=== Task directions ===
Filter the data for lines with the word "Give", then copy every line so identified.

----- Record list

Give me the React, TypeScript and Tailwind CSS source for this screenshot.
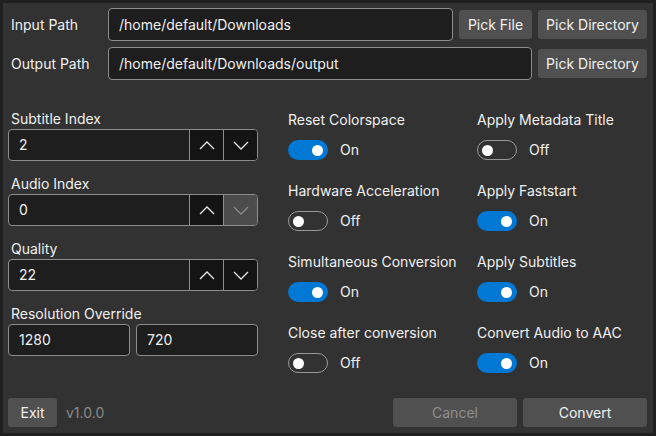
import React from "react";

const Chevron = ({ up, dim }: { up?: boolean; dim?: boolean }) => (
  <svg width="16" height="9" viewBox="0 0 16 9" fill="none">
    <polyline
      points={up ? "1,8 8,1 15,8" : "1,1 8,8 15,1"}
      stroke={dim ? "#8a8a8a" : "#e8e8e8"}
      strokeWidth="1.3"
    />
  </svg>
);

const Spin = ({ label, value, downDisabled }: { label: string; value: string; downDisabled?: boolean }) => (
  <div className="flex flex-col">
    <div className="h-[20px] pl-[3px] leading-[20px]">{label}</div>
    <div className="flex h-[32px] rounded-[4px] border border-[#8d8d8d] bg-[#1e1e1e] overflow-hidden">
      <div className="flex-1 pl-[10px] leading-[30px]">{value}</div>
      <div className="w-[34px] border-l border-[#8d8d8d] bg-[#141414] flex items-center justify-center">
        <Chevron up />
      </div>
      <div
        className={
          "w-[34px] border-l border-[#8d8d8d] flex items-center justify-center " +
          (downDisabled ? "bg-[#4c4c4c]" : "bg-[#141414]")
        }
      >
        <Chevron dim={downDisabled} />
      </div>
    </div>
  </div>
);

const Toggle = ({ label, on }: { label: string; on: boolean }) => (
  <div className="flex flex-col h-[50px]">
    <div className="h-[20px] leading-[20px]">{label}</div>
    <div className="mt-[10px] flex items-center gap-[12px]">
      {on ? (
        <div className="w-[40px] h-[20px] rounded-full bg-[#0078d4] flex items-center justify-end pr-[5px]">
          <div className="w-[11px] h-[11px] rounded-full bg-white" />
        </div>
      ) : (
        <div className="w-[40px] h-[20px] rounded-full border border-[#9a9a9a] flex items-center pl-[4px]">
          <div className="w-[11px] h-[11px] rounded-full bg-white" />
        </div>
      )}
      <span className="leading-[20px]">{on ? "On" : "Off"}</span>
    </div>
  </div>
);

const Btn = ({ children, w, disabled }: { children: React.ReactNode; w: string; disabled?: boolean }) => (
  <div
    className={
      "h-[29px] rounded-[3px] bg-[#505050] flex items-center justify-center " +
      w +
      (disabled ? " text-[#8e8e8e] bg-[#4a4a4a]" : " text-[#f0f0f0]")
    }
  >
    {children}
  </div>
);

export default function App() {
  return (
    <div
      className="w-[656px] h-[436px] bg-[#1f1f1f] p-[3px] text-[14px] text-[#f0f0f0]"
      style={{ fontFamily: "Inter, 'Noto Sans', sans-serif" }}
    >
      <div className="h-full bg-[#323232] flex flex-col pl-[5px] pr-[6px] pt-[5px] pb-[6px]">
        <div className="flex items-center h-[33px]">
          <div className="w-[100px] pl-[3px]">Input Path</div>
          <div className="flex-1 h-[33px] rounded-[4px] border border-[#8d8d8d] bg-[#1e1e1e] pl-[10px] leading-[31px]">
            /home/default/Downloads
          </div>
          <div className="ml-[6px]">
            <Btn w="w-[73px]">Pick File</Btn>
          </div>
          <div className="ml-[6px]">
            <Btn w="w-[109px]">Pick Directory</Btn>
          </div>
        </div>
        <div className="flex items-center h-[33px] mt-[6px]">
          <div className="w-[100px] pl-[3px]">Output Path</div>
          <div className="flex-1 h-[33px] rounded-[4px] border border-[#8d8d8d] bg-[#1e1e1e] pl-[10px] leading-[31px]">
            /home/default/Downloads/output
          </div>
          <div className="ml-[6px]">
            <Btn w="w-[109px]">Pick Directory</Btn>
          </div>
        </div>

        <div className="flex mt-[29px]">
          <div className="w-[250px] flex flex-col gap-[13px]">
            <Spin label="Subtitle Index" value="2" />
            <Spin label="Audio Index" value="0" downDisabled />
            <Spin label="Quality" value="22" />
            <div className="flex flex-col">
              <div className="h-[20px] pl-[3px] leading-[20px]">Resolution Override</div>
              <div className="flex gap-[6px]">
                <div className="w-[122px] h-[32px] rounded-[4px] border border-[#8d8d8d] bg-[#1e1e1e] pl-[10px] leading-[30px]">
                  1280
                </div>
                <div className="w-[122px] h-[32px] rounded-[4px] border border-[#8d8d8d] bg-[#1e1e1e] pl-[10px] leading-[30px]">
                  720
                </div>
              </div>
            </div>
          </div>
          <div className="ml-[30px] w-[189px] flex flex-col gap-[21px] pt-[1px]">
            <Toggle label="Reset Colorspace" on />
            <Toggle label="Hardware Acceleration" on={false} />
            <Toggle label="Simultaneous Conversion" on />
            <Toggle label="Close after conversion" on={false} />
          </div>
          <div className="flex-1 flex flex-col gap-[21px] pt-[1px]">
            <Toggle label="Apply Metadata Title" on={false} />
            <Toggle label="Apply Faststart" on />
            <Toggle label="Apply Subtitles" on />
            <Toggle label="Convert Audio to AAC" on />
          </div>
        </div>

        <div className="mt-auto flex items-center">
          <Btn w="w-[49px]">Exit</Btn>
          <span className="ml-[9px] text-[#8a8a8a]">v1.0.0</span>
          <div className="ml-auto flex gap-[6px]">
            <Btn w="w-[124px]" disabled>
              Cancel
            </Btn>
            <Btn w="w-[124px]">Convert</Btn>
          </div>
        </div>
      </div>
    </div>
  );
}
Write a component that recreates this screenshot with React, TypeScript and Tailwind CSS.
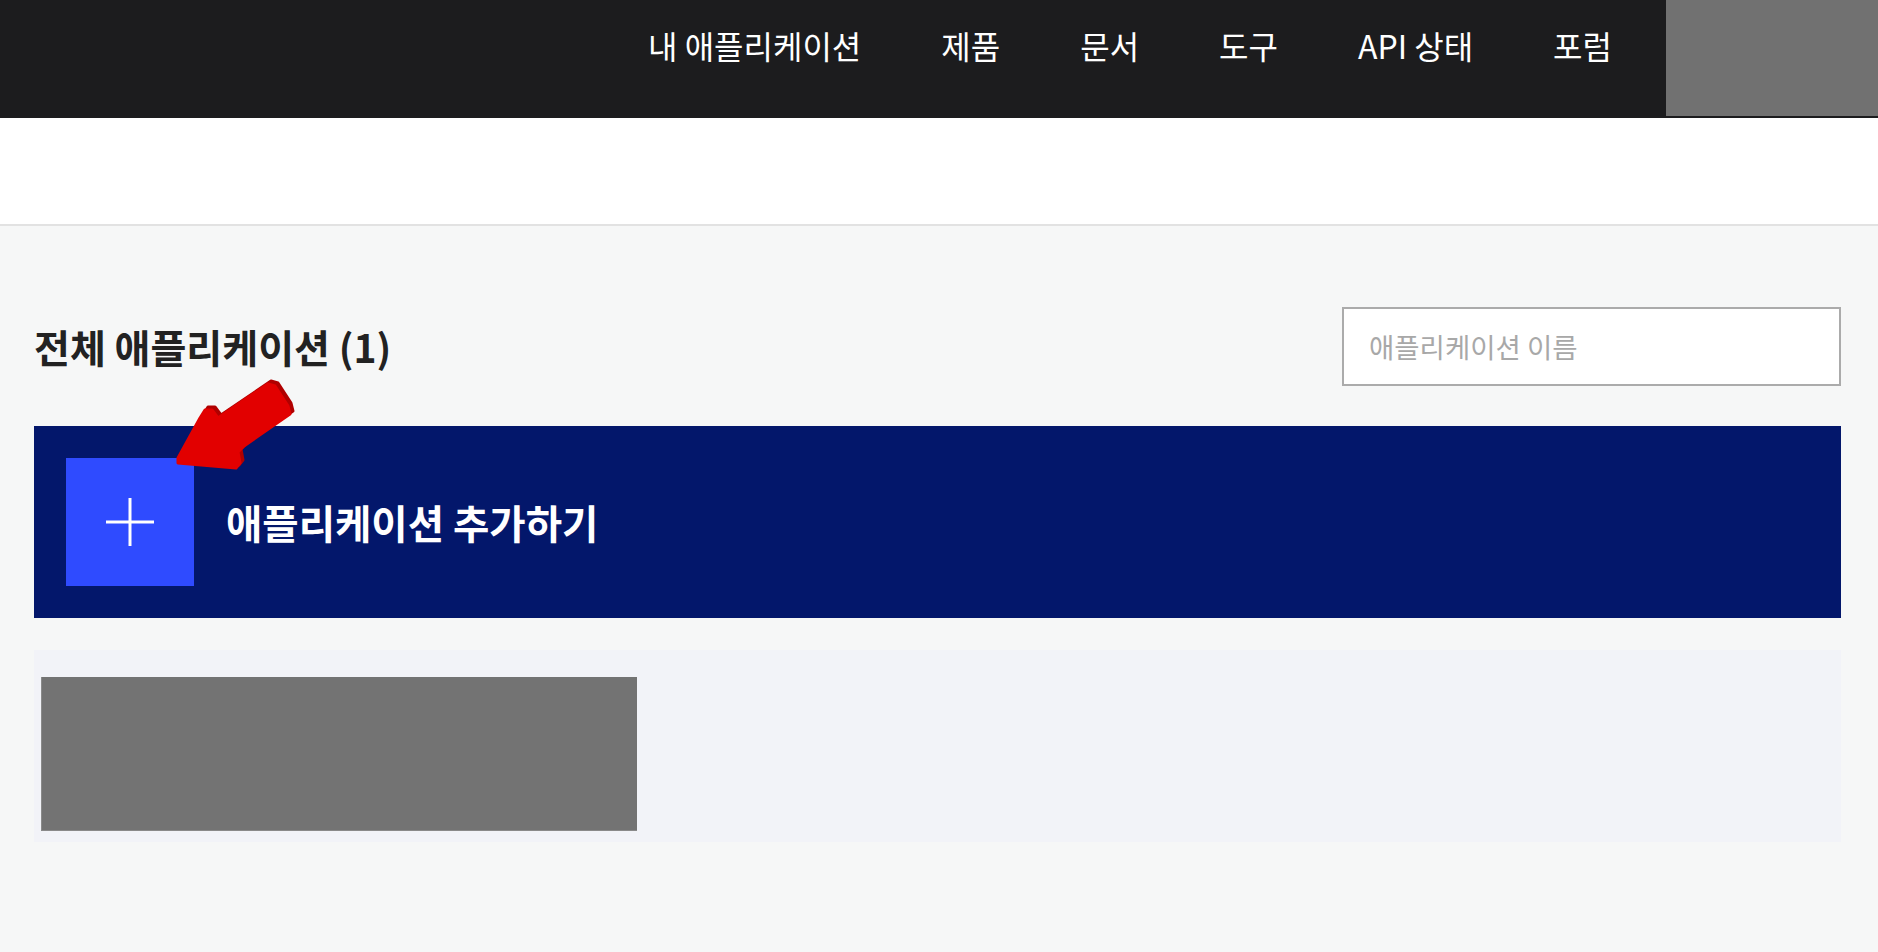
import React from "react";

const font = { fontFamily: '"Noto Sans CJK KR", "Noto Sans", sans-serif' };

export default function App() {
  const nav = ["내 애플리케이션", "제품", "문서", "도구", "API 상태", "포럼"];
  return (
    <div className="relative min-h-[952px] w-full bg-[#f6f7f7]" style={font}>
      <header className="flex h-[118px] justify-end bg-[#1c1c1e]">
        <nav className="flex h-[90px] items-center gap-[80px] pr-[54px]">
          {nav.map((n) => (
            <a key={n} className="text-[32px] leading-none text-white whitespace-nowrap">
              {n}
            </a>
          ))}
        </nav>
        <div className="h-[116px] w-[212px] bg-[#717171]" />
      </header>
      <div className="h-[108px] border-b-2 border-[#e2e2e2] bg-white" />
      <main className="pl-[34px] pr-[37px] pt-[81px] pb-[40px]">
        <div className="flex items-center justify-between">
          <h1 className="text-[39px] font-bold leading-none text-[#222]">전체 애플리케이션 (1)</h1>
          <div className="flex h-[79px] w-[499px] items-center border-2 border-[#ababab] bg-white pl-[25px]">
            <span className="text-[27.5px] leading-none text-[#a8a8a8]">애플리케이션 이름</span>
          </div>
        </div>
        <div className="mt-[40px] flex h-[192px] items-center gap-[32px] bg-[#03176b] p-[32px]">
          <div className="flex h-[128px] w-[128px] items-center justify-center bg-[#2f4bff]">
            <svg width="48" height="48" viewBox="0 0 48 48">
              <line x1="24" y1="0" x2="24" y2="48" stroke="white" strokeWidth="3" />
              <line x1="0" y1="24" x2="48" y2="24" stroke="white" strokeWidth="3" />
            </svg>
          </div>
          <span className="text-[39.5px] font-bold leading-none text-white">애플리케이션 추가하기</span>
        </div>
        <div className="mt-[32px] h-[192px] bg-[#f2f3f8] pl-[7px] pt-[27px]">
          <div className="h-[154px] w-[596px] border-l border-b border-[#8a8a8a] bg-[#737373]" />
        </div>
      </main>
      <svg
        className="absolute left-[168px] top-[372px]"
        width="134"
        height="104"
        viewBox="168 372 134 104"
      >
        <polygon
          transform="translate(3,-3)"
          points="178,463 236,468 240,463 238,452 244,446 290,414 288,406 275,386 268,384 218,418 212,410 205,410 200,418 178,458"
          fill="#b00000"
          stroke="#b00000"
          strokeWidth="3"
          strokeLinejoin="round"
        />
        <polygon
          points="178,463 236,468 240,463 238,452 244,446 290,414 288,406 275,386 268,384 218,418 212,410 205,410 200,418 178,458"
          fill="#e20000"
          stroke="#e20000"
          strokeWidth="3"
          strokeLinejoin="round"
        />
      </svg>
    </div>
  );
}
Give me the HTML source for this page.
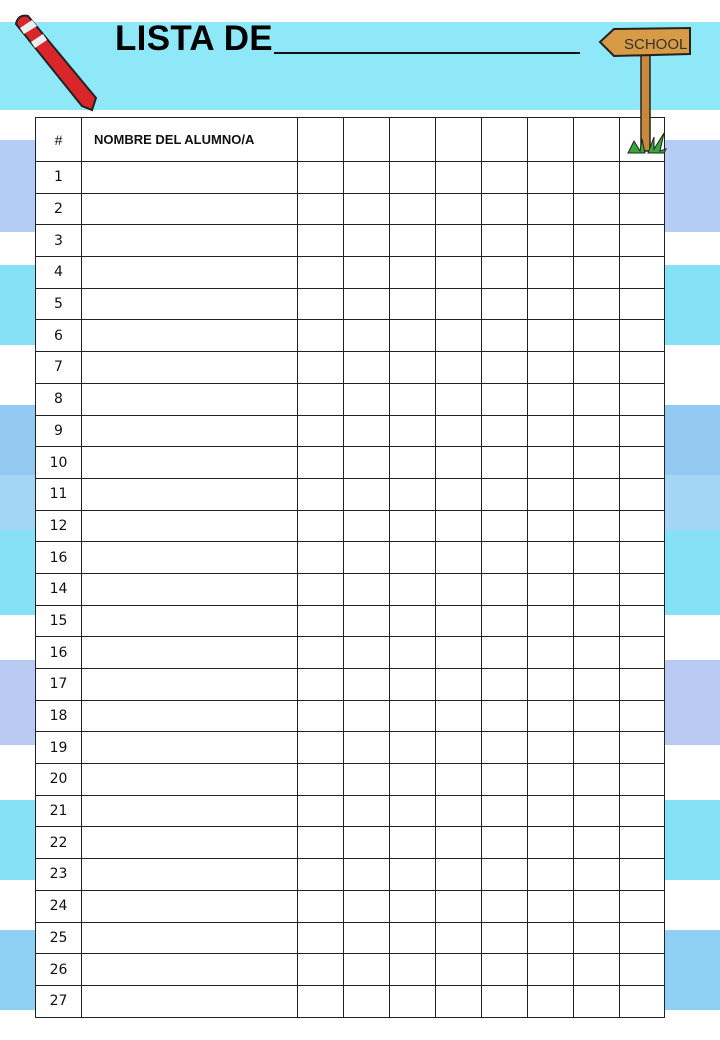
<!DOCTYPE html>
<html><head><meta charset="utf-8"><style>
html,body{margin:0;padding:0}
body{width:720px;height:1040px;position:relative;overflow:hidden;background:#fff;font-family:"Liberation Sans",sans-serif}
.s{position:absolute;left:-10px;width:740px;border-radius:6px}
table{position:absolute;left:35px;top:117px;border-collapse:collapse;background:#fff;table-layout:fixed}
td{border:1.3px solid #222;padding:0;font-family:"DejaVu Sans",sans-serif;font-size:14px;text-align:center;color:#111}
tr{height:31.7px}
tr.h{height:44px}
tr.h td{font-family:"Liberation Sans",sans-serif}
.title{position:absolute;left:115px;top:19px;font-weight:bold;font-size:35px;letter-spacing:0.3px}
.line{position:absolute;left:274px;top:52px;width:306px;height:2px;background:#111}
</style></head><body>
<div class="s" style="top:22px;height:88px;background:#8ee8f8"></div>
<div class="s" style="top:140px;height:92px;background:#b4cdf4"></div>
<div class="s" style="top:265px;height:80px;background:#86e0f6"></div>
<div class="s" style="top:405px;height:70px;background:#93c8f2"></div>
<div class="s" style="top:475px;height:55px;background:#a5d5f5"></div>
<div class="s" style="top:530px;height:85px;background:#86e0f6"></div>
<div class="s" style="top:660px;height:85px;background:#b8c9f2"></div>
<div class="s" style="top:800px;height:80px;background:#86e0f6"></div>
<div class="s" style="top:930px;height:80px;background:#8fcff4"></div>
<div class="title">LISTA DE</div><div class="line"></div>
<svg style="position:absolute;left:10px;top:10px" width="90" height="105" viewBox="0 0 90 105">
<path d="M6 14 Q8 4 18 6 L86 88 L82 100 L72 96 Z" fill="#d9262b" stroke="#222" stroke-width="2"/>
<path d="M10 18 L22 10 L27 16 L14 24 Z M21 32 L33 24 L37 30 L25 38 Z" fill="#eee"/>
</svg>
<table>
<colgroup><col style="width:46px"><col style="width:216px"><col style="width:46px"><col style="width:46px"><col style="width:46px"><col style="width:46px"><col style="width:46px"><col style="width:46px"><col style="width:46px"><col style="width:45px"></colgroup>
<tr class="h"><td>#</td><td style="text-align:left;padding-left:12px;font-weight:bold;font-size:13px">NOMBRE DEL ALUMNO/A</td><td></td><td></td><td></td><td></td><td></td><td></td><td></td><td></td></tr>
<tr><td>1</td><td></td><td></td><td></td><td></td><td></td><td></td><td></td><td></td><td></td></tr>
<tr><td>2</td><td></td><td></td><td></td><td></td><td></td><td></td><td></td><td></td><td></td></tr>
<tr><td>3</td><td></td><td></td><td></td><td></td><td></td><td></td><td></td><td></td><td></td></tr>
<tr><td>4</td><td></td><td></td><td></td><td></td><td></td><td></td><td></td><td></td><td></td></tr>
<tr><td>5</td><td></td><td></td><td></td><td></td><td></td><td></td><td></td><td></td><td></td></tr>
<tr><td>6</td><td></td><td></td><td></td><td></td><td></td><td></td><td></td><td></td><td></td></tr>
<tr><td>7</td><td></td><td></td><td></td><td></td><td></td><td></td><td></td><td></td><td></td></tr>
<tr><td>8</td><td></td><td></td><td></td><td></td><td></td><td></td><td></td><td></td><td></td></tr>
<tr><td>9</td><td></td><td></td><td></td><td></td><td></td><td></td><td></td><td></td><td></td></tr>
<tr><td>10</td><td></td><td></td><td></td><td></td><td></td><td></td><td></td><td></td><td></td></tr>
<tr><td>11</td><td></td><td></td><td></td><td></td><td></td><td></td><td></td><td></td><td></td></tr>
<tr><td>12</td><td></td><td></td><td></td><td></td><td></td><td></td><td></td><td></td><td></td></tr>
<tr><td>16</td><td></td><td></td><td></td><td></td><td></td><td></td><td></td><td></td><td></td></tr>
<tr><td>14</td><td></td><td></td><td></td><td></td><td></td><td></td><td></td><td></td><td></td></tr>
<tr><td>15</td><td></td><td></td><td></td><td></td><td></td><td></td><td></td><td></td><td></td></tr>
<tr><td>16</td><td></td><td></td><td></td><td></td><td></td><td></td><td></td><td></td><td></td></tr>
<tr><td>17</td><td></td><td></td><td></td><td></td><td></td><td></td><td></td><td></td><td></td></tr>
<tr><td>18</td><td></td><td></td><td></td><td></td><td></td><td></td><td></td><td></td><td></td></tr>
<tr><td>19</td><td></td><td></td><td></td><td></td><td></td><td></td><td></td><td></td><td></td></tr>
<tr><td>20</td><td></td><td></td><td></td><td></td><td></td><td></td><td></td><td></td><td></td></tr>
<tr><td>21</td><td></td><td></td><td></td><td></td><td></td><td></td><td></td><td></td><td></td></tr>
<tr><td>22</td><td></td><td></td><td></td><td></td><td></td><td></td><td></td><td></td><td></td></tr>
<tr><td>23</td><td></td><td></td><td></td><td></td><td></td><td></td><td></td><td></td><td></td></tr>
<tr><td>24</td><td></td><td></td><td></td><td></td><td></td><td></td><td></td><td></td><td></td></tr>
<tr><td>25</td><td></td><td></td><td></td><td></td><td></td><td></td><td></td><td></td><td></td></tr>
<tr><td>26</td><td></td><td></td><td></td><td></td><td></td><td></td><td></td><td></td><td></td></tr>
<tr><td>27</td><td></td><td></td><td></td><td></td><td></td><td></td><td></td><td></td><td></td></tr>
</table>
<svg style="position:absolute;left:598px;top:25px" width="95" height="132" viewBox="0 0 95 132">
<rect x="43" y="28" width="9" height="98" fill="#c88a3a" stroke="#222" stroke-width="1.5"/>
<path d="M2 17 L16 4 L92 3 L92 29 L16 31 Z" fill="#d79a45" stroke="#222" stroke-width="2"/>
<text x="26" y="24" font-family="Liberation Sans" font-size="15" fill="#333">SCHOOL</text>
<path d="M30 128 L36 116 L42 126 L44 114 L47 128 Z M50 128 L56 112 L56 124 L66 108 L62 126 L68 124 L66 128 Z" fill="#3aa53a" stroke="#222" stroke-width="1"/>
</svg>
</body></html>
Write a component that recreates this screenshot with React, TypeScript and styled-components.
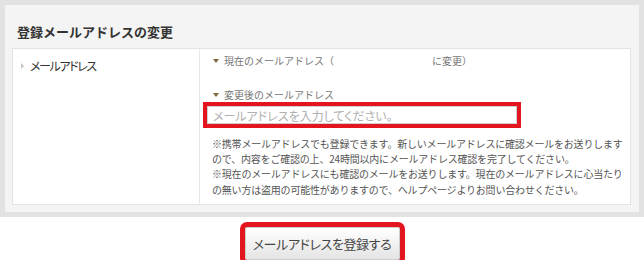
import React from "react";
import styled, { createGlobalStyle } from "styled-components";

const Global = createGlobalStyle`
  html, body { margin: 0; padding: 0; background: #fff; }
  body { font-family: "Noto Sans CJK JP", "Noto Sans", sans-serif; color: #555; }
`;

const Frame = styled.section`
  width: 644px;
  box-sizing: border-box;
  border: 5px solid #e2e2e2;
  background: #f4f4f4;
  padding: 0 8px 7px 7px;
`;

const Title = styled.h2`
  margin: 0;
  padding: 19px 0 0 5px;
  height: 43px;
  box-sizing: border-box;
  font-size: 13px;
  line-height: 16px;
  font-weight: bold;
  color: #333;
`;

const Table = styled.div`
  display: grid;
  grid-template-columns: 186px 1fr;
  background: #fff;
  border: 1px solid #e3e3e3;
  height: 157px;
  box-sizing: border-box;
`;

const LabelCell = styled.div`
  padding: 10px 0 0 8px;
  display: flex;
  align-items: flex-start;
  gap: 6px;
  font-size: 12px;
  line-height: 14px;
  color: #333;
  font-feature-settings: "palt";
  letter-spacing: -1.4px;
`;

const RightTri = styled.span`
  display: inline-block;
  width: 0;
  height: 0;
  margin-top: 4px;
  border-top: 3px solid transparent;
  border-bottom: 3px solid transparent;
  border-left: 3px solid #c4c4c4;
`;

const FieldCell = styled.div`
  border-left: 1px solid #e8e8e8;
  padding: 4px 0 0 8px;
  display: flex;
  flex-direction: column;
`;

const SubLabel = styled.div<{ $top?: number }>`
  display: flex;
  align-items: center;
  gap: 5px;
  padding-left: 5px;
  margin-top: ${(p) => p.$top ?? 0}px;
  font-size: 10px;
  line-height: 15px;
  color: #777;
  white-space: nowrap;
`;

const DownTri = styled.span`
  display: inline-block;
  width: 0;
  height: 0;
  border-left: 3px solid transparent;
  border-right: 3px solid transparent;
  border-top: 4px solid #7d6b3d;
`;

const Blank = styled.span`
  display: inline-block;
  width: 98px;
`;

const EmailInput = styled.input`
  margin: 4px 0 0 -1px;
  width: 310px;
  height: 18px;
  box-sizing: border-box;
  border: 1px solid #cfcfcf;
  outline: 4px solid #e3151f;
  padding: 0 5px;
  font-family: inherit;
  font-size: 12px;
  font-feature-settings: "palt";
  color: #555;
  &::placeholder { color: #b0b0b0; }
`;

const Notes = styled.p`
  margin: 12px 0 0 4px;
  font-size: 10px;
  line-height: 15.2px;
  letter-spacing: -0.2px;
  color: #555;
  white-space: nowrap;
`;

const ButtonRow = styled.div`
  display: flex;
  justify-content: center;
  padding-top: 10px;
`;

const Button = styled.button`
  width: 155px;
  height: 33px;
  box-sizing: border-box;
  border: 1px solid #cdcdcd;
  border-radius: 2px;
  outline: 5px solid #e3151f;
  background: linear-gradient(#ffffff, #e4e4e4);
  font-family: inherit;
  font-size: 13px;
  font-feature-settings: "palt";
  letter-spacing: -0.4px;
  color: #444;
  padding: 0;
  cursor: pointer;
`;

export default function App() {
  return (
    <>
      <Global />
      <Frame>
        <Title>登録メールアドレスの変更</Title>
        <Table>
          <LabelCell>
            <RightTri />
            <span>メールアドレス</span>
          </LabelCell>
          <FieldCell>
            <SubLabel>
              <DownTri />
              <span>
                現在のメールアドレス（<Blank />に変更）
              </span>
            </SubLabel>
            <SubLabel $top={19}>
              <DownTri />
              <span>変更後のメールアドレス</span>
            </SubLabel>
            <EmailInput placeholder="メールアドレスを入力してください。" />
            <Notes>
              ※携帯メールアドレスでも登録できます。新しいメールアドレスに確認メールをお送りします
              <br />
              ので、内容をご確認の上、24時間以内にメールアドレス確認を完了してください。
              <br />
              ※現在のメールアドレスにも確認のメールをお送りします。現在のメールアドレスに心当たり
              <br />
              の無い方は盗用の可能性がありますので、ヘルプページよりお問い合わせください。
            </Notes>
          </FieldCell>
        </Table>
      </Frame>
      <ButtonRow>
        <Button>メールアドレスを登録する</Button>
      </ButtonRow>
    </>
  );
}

----------

=== Task result ===
Give me the React, TypeScript and Tailwind CSS source for this screenshot.
Give me the HTML source for this page.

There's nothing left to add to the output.